[START]

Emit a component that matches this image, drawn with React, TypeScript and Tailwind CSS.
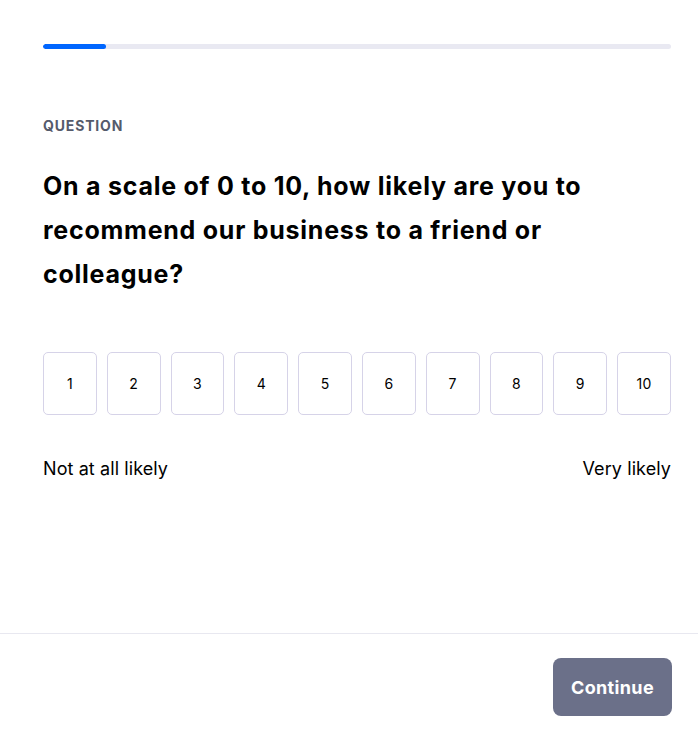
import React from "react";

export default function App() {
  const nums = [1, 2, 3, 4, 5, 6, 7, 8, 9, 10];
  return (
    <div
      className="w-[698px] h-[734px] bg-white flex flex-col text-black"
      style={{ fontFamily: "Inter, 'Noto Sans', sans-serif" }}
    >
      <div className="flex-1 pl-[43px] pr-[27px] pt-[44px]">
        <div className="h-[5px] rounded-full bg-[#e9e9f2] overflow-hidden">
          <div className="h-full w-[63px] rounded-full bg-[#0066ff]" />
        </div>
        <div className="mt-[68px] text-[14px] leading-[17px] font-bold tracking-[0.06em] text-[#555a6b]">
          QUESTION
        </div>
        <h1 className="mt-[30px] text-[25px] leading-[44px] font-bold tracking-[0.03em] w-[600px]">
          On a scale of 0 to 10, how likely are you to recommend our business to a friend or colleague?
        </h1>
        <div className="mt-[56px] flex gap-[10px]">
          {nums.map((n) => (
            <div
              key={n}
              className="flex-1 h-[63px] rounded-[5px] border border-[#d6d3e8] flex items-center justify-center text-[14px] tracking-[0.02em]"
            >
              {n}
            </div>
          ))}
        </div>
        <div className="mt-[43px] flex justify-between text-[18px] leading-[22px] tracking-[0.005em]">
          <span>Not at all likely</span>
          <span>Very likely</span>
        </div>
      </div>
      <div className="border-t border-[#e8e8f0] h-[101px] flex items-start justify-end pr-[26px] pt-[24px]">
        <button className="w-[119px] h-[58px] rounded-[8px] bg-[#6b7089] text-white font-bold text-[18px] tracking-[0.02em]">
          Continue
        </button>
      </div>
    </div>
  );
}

[END]

Exercise task
Indicate how many lines of the material contain the string "React", giving the number and nothing more.

Answer for the task
2